DATA BLOCK:
╔══

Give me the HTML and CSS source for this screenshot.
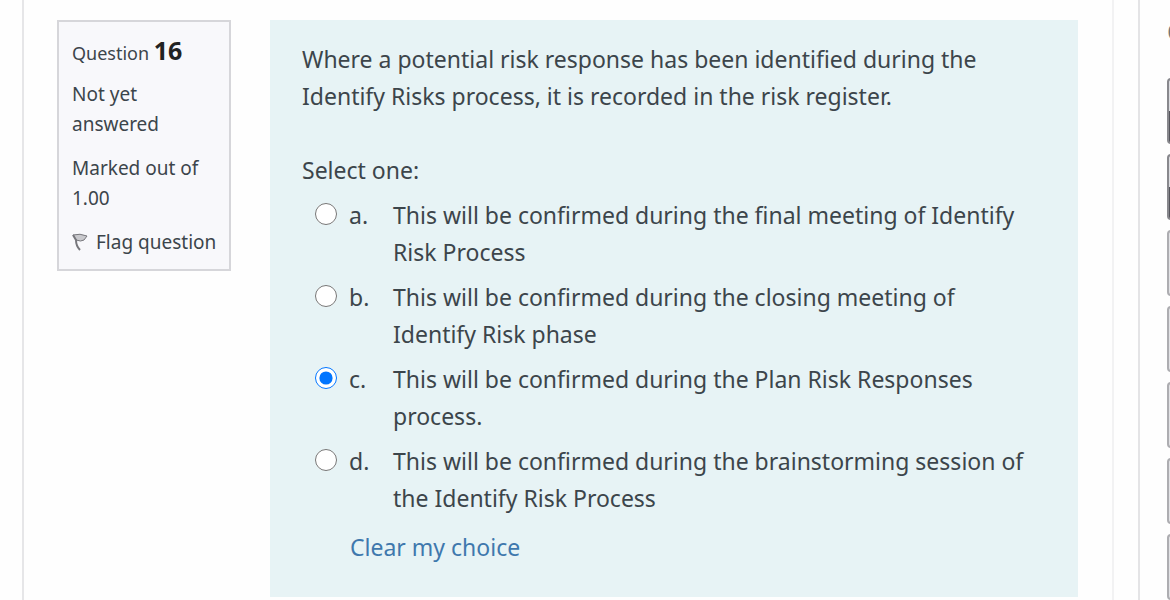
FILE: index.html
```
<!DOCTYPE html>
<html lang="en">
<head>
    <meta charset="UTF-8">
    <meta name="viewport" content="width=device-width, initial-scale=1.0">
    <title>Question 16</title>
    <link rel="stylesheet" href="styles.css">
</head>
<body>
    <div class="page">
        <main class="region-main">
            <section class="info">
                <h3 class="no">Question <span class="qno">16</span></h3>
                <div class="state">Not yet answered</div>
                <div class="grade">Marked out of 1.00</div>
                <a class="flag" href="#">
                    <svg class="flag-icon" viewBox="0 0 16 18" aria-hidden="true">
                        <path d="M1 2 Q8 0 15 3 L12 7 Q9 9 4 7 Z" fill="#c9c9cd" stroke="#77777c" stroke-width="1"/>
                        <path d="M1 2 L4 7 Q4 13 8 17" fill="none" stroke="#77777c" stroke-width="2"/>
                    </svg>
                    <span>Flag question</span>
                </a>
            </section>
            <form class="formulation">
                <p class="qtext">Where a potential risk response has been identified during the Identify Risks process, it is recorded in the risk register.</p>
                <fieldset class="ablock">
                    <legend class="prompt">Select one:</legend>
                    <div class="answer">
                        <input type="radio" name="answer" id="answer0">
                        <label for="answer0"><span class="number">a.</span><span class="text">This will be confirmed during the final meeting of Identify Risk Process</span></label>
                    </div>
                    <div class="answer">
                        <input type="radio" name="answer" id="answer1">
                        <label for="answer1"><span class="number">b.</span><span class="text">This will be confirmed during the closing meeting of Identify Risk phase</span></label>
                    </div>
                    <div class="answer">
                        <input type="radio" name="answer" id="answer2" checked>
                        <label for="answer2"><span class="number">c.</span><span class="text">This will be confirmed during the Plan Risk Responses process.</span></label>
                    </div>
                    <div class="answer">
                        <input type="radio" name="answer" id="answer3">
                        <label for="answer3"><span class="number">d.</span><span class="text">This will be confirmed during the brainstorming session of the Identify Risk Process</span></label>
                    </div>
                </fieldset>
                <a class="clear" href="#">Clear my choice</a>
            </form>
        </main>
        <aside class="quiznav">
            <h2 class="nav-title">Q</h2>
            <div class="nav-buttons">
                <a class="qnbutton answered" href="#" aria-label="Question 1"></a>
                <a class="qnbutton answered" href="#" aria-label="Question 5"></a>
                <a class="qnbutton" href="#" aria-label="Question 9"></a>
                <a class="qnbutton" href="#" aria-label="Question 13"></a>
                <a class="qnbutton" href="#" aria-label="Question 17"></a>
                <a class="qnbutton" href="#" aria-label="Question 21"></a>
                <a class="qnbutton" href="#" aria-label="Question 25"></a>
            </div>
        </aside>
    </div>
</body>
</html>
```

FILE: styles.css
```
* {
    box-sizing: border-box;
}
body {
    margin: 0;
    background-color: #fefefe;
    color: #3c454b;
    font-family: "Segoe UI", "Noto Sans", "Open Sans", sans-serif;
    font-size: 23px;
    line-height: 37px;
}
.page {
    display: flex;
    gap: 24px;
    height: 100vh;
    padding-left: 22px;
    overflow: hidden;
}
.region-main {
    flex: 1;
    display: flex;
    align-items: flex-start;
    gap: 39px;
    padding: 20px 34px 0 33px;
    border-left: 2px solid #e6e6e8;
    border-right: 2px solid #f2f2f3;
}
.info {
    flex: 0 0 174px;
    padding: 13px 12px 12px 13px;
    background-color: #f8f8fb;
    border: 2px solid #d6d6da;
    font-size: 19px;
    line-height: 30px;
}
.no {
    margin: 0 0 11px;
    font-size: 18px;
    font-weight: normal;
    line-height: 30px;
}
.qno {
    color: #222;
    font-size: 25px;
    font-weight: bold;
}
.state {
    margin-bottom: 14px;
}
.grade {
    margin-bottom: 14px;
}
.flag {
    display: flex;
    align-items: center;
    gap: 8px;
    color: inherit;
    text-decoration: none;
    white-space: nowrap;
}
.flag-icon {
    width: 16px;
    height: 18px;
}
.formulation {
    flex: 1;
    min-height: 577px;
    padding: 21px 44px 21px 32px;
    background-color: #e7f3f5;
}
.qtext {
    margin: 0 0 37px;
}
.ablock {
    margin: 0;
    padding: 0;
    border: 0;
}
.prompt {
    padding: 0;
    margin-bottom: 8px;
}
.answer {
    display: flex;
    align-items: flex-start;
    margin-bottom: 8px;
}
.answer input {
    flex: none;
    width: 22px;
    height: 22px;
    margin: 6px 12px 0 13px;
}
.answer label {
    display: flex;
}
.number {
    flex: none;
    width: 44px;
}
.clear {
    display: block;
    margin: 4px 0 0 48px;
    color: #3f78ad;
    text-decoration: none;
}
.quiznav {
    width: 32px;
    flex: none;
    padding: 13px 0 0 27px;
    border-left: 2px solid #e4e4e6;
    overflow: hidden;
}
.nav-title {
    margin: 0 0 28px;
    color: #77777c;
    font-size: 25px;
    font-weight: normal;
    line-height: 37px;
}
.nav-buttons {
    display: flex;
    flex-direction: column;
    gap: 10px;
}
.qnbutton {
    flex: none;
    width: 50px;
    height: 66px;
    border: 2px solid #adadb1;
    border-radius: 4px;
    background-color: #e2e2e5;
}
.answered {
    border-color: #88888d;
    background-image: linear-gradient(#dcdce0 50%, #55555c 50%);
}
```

╚══

The data should be printed again unchanged; leave its pictures out.

FINISHED EXERCISE:
Give me the HTML and CSS source for this screenshot.
FILE: index.html
```
<!DOCTYPE html>
<html lang="en">
<head>
    <meta charset="UTF-8">
    <meta name="viewport" content="width=device-width, initial-scale=1.0">
    <title>Question 16</title>
    <link rel="stylesheet" href="styles.css">
</head>
<body>
    <div class="page">
        <main class="region-main">
            <section class="info">
                <h3 class="no">Question <span class="qno">16</span></h3>
                <div class="state">Not yet answered</div>
                <div class="grade">Marked out of 1.00</div>
                <a class="flag" href="#">
                    <svg class="flag-icon" viewBox="0 0 16 18" aria-hidden="true">
                        <path d="M1 2 Q8 0 15 3 L12 7 Q9 9 4 7 Z" fill="#c9c9cd" stroke="#77777c" stroke-width="1"/>
                        <path d="M1 2 L4 7 Q4 13 8 17" fill="none" stroke="#77777c" stroke-width="2"/>
                    </svg>
                    <span>Flag question</span>
                </a>
            </section>
            <form class="formulation">
                <p class="qtext">Where a potential risk response has been identified during the Identify Risks process, it is recorded in the risk register.</p>
                <fieldset class="ablock">
                    <legend class="prompt">Select one:</legend>
                    <div class="answer">
                        <input type="radio" name="answer" id="answer0">
                        <label for="answer0"><span class="number">a.</span><span class="text">This will be confirmed during the final meeting of Identify Risk Process</span></label>
                    </div>
                    <div class="answer">
                        <input type="radio" name="answer" id="answer1">
                        <label for="answer1"><span class="number">b.</span><span class="text">This will be confirmed during the closing meeting of Identify Risk phase</span></label>
                    </div>
                    <div class="answer">
                        <input type="radio" name="answer" id="answer2" checked>
                        <label for="answer2"><span class="number">c.</span><span class="text">This will be confirmed during the Plan Risk Responses process.</span></label>
                    </div>
                    <div class="answer">
                        <input type="radio" name="answer" id="answer3">
                        <label for="answer3"><span class="number">d.</span><span class="text">This will be confirmed during the brainstorming session of the Identify Risk Process</span></label>
                    </div>
                </fieldset>
                <a class="clear" href="#">Clear my choice</a>
            </form>
        </main>
        <aside class="quiznav">
            <h2 class="nav-title">Q</h2>
            <div class="nav-buttons">
                <a class="qnbutton answered" href="#" aria-label="Question 1"></a>
                <a class="qnbutton answered" href="#" aria-label="Question 5"></a>
                <a class="qnbutton" href="#" aria-label="Question 9"></a>
                <a class="qnbutton" href="#" aria-label="Question 13"></a>
                <a class="qnbutton" href="#" aria-label="Question 17"></a>
                <a class="qnbutton" href="#" aria-label="Question 21"></a>
                <a class="qnbutton" href="#" aria-label="Question 25"></a>
            </div>
        </aside>
    </div>
</body>
</html>
```

FILE: styles.css
```
* {
    box-sizing: border-box;
}
body {
    margin: 0;
    background-color: #fefefe;
    color: #3c454b;
    font-family: "Segoe UI", "Noto Sans", "Open Sans", sans-serif;
    font-size: 23px;
    line-height: 37px;
}
.page {
    display: flex;
    gap: 24px;
    height: 100vh;
    padding-left: 22px;
    overflow: hidden;
}
.region-main {
    flex: 1;
    display: flex;
    align-items: flex-start;
    gap: 39px;
    padding: 20px 34px 0 33px;
    border-left: 2px solid #e6e6e8;
    border-right: 2px solid #f2f2f3;
}
.info {
    flex: 0 0 174px;
    padding: 13px 12px 12px 13px;
    background-color: #f8f8fb;
    border: 2px solid #d6d6da;
    font-size: 19px;
    line-height: 30px;
}
.no {
    margin: 0 0 11px;
    font-size: 18px;
    font-weight: normal;
    line-height: 30px;
}
.qno {
    color: #222;
    font-size: 25px;
    font-weight: bold;
}
.state {
    margin-bottom: 14px;
}
.grade {
    margin-bottom: 14px;
}
.flag {
    display: flex;
    align-items: center;
    gap: 8px;
    color: inherit;
    text-decoration: none;
    white-space: nowrap;
}
.flag-icon {
    width: 16px;
    height: 18px;
}
.formulation {
    flex: 1;
    min-height: 577px;
    padding: 21px 44px 21px 32px;
    background-color: #e7f3f5;
}
.qtext {
    margin: 0 0 37px;
}
.ablock {
    margin: 0;
    padding: 0;
    border: 0;
}
.prompt {
    padding: 0;
    margin-bottom: 8px;
}
.answer {
    display: flex;
    align-items: flex-start;
    margin-bottom: 8px;
}
.answer input {
    flex: none;
    width: 22px;
    height: 22px;
    margin: 6px 12px 0 13px;
}
.answer label {
    display: flex;
}
.number {
    flex: none;
    width: 44px;
}
.clear {
    display: block;
    margin: 4px 0 0 48px;
    color: #3f78ad;
    text-decoration: none;
}
.quiznav {
    width: 32px;
    flex: none;
    padding: 13px 0 0 27px;
    border-left: 2px solid #e4e4e6;
    overflow: hidden;
}
.nav-title {
    margin: 0 0 28px;
    color: #77777c;
    font-size: 25px;
    font-weight: normal;
    line-height: 37px;
}
.nav-buttons {
    display: flex;
    flex-direction: column;
    gap: 10px;
}
.qnbutton {
    flex: none;
    width: 50px;
    height: 66px;
    border: 2px solid #adadb1;
    border-radius: 4px;
    background-color: #e2e2e5;
}
.answered {
    border-color: #88888d;
    background-image: linear-gradient(#dcdce0 50%, #55555c 50%);
}
```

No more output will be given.